His books go on to describe in detail the evolving love/hate
relationship between men and the gods and how that relationship
shaped the early days of man on earth.
Whatever the Annunaki may have thought of their new creation,
the literary critics have found Sitchin's work impressive. A
dazzling performance, raved the Kirkus Reviews. The Library
Journal found it Exciting...Credible.
Cornered recently at his New York office, the author took some
time to comment for Atlantis Rising on his new book Divine Encounters, expected in stores in November just in time for the
Christmas gift-buying season, and other topics of interest both
modern and ancient.
Encounters relates many stories from Biblical, Sumerian and
Egyptian sources. From the Garden of Eden to Gilgamesh, Sitchin
believes all references to deity, or deities, are actually
indicating the Annunaki, but he does distinguish between the
current so-called UFO abduction experience as studied by Harvard
professor John Mack and the ancient encounters. Stressing that he
personally has never been abducted, he points out that whereas
the current experience is usually viewed as a negative phenomenon
with needles and other forms of unwelcome intrusion, in ancient
times, to join the deities was a great and unique privilege. Only
a few were entitled to such an encounter.

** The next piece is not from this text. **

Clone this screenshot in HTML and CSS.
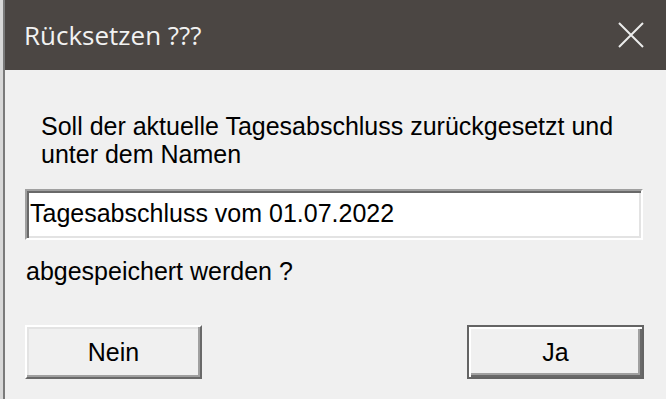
FILE: index.html
```html
<!DOCTYPE html>
<html lang="de">
<head>
<meta charset="utf-8">
<title>Rücksetzen ???</title>
<link rel="stylesheet" href="styles.css">
</head>
<body>
<div class="frame">
  <div class="window">
    <div class="titlebar">
      <span class="title">Rücksetzen ???</span>
      <svg class="close" viewBox="0 0 26 26" aria-label="Schließen">
        <path d="M1 1 L25 25 M25 1 L1 25" />
      </svg>
    </div>
    <div class="content">
      <p class="msg">Soll der aktuelle Tagesabschluss zurückgesetzt und unter dem Namen</p>
      <div class="field">Tagesabschluss vom 01.07.2022</div>
      <p class="msg2">abgespeichert werden ?</p>
      <div class="buttons">
        <button class="btn">Nein</button>
        <button class="btn btn-default">Ja</button>
      </div>
    </div>
  </div>
</div>
</body>
</html>
```
FILE: styles.css
```css
* { box-sizing: border-box; }
html, body { margin: 0; padding: 0; }
body {
  width: 666px;
  height: 399px;
  overflow: hidden;
  background: #f0f0f0;
  font-family: "Liberation Sans", Arial, sans-serif;
  color: #000;
}
.frame {
  height: 399px;
  border-left: 3px solid #d8d8d8;
}
.window {
  height: 100%;
  border-left: 2px solid #7a7a7a;
  display: flex;
  flex-direction: column;
}
.titlebar {
  height: 70px;
  flex: none;
  background: #4b4643;
  display: flex;
  align-items: center;
  justify-content: space-between;
  padding: 0 22px 0 19px;
}
.title {
  font-family: "Open Sans", "Noto Sans", sans-serif;
  font-size: 26px;
  line-height: 36px;
  color: #f2f2f2;
}
.close {
  width: 26px;
  height: 26px;
  fill: none;
  stroke: #ececec;
  stroke-width: 2;
}
.content {
  flex: 1;
  padding: 42px 23px 0 20px;
  display: flex;
  flex-direction: column;
}
.msg {
  margin: 0 0 0 16px;
  font-size: 25px;
  line-height: 28px;
}
.field {
  margin-top: 21px;
  height: 51px;
  background: #fff;
  border: 2px solid;
  border-color: #a0a0a0 #fff #fff #a0a0a0;
  box-shadow: inset 2px 2px 0 #696969, inset -2px -2px 0 #e3e3e3;
  padding: 8px 0 0 3px;
  font-size: 25px;
  line-height: 28px;
  white-space: nowrap;
}
.msg2 {
  margin: 17px 0 0 1px;
  font-size: 25px;
  line-height: 28px;
}
.buttons {
  margin-top: 40px;
  margin-right: -1px;
  display: flex;
  justify-content: space-between;
}
.btn {
  width: 177px;
  height: 54px;
  padding: 0;
  font-family: "Liberation Sans", Arial, sans-serif;
  font-size: 25px;
  color: #000;
  background: #f0f0f0;
  border: 2px solid;
  border-color: #fff #696969 #696969 #fff;
  box-shadow: inset -2px -2px 0 #a0a0a0, inset 2px 2px 0 #e3e3e3;
}
.btn-default {
  border: 2px solid #646464;
  box-shadow: inset 2px 2px 0 #fff, inset -2px -2px 0 #696969, inset -4px -4px 0 #a0a0a0;
}
```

Many of the encounters were sexual. The Bible clearly states,
he points out, that they (the Anunnaki) chose as wives the
daughters of men and had children by them, men of renown, etc.,
the so-called demi-gods regarding which there are more explicit
tales both in Mesopotamian literature and Egyptian so-called
mythology, and Greek to some extent, Alexander the Great believed
that these sons of the gods were mated with his mother. The Epic
of Gilgamesh tells how one goddess tried to entice the hero into
her bed and how that he suspected that if she succeeded he would
end up dead. Other encounters involved virtual reality, and
experiences akin to the Twilight Zone. Also up for an analysis
are the experiences of the prophets Jeremiah, Ezekiel and Isaiah.
Finally Sitchin claims to have unraveled the secret identity of
the being named YHWH, and to have come to a conclusion that is
mind-boggling even for me. Nothing further could be elicited on
the subject. Buy the book, he suggests.
In the nearly 20 years since The 12th Planet first appeared,
Sitchin has seen a considerable change in attitudes toward his
work. Still, unlike von Dannikin and others, Sitchin's study has
not been lambasted by other scientists, a fact which he
attributes to the soundness of his research. The only difference
between me and the scientific community, I'm talking about
Asyriologists, Sumeriaologists, etc., is that they refer to all
these texts which I read (literally) as mythology. Today, he says
many researchers have come to follow his line of reasoning. By
his latest reckoning, there are nearly thirty books by other
writers which have been spawned by his writings.
While Sitchin's facts may be beyond challenge, many of his
conclusions are another matter, even among today's most avant
garde thinkers. Mars researcher Richard Hoagland complains that
Sitchin is trying to treat the Sumerian cuneiform text like some
kind of ancient New York Times, while others, like symbolist
scholar John Anthony West, believe subtleties in the high wisdom
of the ancients have completely eluded Sitchin. For those, his
views are essentially simplistic and materialistic. He is a
mechanistic reductionist and a throwback to 19th century
positivism. Still others are reminded of the efforts of
fundamentalist preachers to pin the mystical visions of Saint
John the Revelator on specific historical personages (i.e.,
Napoleon or Hitler or Saddam Hussein as the anti-Christ, etc.).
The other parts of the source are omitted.